- Required work -
Leave the pictures out, and retype all of the material exactly as written.
------------------------------------
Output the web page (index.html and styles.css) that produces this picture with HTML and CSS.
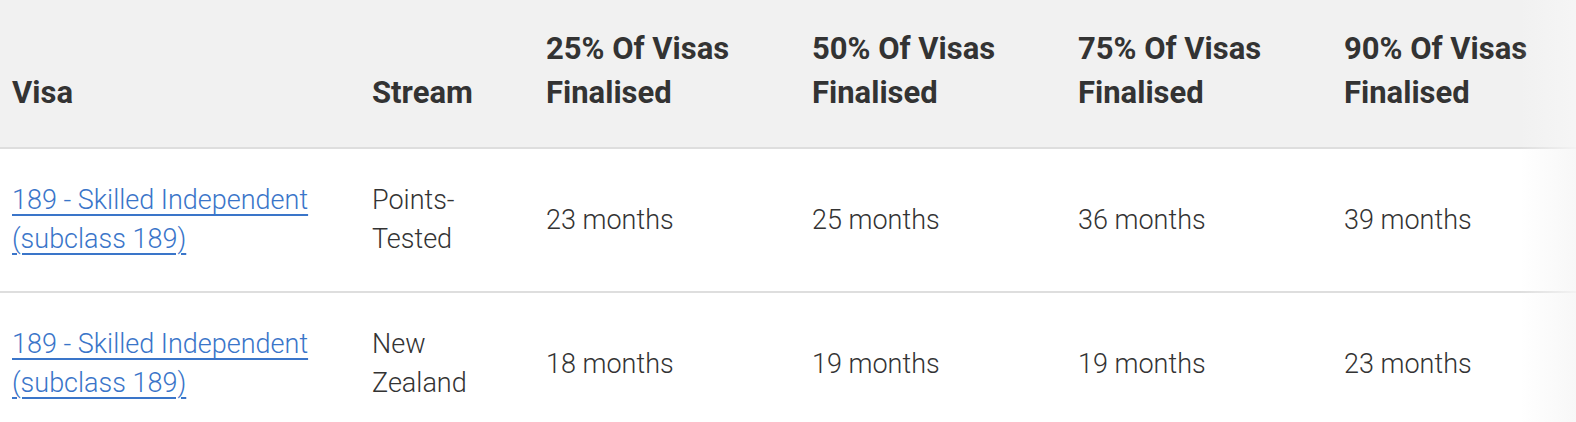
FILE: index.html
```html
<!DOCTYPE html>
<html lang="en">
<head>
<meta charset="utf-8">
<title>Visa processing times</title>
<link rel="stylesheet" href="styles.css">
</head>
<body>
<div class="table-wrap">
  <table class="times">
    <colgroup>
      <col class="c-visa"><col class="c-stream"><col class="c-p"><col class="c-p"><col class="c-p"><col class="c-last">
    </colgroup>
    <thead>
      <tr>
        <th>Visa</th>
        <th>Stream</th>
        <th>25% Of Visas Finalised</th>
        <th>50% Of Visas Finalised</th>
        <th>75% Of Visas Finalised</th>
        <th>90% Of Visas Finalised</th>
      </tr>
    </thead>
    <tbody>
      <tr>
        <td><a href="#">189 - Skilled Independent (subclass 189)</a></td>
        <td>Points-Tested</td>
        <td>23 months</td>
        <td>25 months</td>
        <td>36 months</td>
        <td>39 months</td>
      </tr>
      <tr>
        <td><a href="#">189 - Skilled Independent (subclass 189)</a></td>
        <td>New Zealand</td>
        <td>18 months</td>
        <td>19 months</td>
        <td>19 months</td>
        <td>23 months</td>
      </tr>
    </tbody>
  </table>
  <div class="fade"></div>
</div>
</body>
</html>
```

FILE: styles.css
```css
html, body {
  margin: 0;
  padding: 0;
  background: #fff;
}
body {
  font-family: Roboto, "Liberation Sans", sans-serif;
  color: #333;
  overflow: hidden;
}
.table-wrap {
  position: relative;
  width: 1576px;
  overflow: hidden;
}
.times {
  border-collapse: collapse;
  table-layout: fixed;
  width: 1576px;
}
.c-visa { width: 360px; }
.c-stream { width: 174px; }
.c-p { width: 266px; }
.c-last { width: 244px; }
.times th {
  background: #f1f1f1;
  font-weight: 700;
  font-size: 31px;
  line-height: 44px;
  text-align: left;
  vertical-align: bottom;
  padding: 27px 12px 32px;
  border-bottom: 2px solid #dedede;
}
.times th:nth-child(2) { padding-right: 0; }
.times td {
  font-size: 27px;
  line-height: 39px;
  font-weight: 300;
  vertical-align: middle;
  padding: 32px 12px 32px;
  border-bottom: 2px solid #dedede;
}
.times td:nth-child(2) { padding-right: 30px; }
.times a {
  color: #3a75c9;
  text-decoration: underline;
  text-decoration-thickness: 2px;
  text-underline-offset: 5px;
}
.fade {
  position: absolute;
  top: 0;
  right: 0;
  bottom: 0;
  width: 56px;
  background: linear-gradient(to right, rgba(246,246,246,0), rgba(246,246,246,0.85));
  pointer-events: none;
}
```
------------------------------------
- Response to this exercise -
Output the web page (index.html and styles.css) that produces this picture with HTML and CSS.
FILE: index.html
```html
<!DOCTYPE html>
<html lang="en">
<head>
<meta charset="utf-8">
<title>Visa processing times</title>
<link rel="stylesheet" href="styles.css">
</head>
<body>
<div class="table-wrap">
  <table class="times">
    <colgroup>
      <col class="c-visa"><col class="c-stream"><col class="c-p"><col class="c-p"><col class="c-p"><col class="c-last">
    </colgroup>
    <thead>
      <tr>
        <th>Visa</th>
        <th>Stream</th>
        <th>25% Of Visas Finalised</th>
        <th>50% Of Visas Finalised</th>
        <th>75% Of Visas Finalised</th>
        <th>90% Of Visas Finalised</th>
      </tr>
    </thead>
    <tbody>
      <tr>
        <td><a href="#">189 - Skilled Independent (subclass 189)</a></td>
        <td>Points-Tested</td>
        <td>23 months</td>
        <td>25 months</td>
        <td>36 months</td>
        <td>39 months</td>
      </tr>
      <tr>
        <td><a href="#">189 - Skilled Independent (subclass 189)</a></td>
        <td>New Zealand</td>
        <td>18 months</td>
        <td>19 months</td>
        <td>19 months</td>
        <td>23 months</td>
      </tr>
    </tbody>
  </table>
  <div class="fade"></div>
</div>
</body>
</html>
```

FILE: styles.css
```css
html, body {
  margin: 0;
  padding: 0;
  background: #fff;
}
body {
  font-family: Roboto, "Liberation Sans", sans-serif;
  color: #333;
  overflow: hidden;
}
.table-wrap {
  position: relative;
  width: 1576px;
  overflow: hidden;
}
.times {
  border-collapse: collapse;
  table-layout: fixed;
  width: 1576px;
}
.c-visa { width: 360px; }
.c-stream { width: 174px; }
.c-p { width: 266px; }
.c-last { width: 244px; }
.times th {
  background: #f1f1f1;
  font-weight: 700;
  font-size: 31px;
  line-height: 44px;
  text-align: left;
  vertical-align: bottom;
  padding: 27px 12px 32px;
  border-bottom: 2px solid #dedede;
}
.times th:nth-child(2) { padding-right: 0; }
.times td {
  font-size: 27px;
  line-height: 39px;
  font-weight: 300;
  vertical-align: middle;
  padding: 32px 12px 32px;
  border-bottom: 2px solid #dedede;
}
.times td:nth-child(2) { padding-right: 30px; }
.times a {
  color: #3a75c9;
  text-decoration: underline;
  text-decoration-thickness: 2px;
  text-underline-offset: 5px;
}
.fade {
  position: absolute;
  top: 0;
  right: 0;
  bottom: 0;
  width: 56px;
  background: linear-gradient(to right, rgba(246,246,246,0), rgba(246,246,246,0.85));
  pointer-events: none;
}
```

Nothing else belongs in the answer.